__SHORT EXERCISE__. Nothing beyond the line containing "boolean; large?: boolean" is to be printed; print exactly each line from the start of the records below through that line, leaving out pictures.

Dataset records
►

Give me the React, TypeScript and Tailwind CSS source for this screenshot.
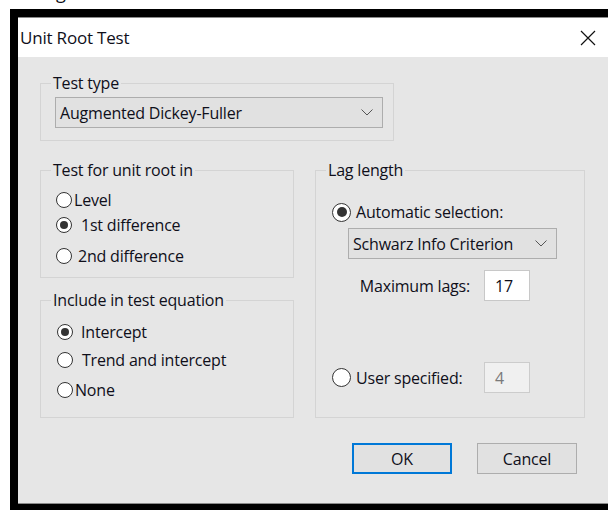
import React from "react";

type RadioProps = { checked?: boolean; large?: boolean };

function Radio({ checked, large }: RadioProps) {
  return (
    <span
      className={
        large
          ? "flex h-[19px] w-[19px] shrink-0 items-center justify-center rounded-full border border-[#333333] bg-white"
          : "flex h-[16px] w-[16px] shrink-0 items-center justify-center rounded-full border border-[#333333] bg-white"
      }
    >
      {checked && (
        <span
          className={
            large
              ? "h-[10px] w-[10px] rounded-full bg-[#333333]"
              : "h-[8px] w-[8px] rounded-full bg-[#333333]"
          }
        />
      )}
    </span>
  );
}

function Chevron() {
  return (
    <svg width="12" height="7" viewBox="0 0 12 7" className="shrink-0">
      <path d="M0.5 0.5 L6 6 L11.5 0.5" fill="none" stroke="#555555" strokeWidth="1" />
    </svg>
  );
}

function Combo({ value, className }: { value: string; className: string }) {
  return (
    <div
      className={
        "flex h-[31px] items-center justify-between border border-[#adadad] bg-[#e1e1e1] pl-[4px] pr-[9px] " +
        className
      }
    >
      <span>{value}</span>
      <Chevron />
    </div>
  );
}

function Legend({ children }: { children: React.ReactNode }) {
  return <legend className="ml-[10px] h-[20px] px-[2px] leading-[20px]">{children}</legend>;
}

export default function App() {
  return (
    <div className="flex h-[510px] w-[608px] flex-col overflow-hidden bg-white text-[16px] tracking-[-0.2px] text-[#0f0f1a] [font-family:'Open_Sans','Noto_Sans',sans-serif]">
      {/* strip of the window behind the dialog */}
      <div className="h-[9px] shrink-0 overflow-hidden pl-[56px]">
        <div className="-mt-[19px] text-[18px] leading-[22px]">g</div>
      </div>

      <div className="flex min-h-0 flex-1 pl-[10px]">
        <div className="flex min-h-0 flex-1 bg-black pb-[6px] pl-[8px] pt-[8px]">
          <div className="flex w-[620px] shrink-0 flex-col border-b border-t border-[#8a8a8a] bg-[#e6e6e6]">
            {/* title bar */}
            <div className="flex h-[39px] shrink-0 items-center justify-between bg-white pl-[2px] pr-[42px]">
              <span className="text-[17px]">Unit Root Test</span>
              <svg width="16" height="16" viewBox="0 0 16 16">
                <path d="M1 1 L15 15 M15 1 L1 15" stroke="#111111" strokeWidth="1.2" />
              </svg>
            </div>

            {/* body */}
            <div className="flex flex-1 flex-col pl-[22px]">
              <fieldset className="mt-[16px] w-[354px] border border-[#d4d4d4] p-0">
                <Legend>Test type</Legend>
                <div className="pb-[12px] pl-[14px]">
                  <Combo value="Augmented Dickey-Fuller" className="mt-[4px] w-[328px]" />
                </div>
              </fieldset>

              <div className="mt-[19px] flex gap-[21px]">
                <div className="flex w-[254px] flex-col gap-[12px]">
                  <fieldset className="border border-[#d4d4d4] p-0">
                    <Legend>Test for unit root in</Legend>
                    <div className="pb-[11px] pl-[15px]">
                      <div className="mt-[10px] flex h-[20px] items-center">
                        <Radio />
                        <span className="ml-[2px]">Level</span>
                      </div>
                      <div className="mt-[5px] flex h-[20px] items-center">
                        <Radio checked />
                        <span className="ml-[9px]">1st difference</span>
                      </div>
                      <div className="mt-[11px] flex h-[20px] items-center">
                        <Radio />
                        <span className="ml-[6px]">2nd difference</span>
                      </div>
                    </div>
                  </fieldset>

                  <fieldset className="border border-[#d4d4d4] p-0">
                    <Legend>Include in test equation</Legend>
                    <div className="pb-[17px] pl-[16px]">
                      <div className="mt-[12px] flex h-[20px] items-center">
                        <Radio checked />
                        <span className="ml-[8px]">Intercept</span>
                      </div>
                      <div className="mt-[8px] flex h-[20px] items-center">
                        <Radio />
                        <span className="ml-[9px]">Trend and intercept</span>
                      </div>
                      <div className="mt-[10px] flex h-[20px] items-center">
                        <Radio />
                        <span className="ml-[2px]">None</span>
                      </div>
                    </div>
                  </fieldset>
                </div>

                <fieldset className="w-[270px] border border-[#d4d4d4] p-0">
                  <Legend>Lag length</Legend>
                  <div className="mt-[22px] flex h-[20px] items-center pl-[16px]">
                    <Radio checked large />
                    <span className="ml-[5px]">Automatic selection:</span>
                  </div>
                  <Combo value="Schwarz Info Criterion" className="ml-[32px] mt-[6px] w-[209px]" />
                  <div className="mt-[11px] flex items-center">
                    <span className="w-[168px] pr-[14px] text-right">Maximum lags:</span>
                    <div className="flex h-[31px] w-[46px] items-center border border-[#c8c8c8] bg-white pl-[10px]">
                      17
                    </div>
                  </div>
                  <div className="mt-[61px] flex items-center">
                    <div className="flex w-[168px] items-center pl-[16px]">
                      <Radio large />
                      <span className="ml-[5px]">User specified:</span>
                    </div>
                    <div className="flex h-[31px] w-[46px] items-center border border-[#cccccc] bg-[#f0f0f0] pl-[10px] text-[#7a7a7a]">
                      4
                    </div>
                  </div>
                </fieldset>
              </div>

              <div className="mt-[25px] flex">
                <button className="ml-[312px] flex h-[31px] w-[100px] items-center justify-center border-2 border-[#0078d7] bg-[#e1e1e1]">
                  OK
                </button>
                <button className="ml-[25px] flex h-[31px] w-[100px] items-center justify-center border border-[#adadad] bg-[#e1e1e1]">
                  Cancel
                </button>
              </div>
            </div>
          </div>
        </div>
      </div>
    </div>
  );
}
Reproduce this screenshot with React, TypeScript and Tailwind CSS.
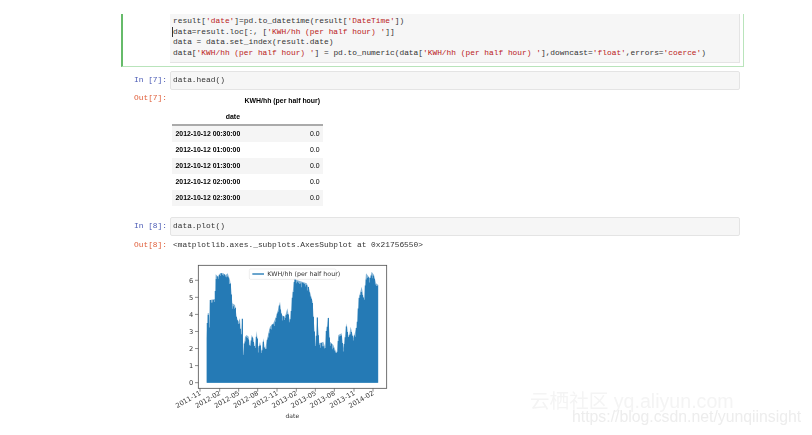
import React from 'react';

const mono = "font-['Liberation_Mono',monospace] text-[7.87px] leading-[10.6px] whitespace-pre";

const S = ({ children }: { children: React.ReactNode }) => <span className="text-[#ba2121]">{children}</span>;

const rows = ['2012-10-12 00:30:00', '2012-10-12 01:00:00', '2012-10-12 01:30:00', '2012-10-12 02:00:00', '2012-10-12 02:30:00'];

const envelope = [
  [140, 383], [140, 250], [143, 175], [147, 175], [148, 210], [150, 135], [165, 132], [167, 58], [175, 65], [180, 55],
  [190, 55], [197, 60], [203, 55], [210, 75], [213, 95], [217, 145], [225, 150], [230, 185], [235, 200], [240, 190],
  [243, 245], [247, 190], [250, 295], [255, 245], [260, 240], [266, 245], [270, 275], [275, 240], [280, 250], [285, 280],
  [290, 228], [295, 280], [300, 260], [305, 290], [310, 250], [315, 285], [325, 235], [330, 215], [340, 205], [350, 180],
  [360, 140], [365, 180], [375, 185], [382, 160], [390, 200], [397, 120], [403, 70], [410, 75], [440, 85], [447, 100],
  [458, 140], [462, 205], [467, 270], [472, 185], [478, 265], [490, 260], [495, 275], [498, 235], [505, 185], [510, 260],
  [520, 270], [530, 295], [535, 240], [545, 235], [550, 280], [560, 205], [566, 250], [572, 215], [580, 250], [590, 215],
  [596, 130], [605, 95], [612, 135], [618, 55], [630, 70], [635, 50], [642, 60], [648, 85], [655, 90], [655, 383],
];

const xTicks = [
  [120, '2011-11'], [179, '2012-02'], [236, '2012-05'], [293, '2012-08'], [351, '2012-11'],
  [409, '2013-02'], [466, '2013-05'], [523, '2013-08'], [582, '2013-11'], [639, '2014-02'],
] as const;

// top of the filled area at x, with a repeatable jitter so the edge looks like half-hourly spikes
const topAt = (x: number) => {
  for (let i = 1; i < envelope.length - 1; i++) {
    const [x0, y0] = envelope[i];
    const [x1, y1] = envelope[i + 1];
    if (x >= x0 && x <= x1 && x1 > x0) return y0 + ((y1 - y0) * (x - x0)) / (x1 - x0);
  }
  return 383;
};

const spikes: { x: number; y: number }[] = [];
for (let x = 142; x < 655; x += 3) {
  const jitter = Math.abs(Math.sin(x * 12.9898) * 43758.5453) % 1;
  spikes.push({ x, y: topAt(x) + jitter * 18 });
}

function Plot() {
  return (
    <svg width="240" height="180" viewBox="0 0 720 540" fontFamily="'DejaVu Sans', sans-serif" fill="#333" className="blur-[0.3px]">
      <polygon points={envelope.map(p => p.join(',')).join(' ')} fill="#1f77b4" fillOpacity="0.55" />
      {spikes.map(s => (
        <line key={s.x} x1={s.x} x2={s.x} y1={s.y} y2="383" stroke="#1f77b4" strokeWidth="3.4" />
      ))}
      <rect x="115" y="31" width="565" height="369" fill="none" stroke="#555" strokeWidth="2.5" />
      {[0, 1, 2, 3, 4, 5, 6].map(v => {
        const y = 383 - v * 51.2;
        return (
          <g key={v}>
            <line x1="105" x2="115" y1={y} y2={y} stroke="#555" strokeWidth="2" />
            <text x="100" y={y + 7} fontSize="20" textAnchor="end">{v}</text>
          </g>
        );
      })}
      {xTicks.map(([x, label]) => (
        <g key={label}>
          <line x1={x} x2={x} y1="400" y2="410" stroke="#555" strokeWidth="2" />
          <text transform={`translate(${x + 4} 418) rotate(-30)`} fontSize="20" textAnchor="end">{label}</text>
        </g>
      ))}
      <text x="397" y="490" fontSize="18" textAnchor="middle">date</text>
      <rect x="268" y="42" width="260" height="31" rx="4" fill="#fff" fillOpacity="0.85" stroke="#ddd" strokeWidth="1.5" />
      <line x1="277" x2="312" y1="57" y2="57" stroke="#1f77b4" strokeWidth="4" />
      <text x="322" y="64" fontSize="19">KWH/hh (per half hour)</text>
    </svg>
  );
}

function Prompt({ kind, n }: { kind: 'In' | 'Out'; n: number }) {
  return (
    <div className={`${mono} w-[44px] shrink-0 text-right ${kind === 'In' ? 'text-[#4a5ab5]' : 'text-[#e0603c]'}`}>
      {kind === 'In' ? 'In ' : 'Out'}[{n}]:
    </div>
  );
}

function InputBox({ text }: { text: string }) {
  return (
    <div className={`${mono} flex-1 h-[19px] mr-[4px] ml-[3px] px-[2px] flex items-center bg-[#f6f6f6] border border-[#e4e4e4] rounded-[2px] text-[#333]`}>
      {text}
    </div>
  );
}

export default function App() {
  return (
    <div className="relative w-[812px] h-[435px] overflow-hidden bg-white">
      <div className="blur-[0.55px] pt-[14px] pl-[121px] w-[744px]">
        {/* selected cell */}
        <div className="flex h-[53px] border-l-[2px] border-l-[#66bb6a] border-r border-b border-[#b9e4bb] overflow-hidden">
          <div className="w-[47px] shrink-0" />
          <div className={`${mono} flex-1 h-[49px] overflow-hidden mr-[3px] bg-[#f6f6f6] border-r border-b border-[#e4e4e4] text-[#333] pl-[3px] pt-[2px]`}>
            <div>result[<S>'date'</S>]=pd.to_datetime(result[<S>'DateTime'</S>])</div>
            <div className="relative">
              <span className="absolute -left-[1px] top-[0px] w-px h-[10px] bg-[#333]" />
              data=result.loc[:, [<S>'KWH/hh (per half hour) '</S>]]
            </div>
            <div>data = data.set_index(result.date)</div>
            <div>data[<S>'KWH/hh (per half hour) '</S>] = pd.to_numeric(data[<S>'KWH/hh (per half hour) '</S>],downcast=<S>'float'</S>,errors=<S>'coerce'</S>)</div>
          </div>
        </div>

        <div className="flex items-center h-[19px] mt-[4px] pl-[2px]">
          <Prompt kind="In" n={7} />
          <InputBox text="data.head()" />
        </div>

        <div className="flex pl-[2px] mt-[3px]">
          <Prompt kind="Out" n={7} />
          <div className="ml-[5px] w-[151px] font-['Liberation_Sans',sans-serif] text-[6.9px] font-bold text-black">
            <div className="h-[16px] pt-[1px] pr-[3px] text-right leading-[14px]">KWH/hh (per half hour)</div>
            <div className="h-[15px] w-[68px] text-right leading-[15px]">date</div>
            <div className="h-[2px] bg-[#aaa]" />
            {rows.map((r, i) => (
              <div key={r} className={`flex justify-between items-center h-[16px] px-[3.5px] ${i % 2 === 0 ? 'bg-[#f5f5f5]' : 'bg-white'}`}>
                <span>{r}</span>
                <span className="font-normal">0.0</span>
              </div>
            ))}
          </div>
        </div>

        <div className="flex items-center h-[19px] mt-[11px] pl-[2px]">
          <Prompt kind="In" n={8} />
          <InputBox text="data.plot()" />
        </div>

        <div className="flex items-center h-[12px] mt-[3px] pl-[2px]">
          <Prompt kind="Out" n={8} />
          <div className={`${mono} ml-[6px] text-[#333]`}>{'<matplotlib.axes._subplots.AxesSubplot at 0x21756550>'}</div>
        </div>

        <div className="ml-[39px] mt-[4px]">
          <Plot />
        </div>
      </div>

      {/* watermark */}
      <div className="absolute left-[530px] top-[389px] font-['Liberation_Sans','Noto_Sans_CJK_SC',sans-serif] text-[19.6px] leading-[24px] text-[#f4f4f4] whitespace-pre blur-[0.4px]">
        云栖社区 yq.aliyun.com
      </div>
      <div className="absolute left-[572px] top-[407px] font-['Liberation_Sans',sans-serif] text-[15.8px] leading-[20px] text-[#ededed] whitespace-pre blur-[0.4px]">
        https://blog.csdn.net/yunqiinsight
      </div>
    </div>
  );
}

◄

__REPLY TO THE EXERCISE__.
Give me the React, TypeScript and Tailwind CSS source for this screenshot.
import React from "react";

type RadioProps = { checked?: boolean; large?: boolean };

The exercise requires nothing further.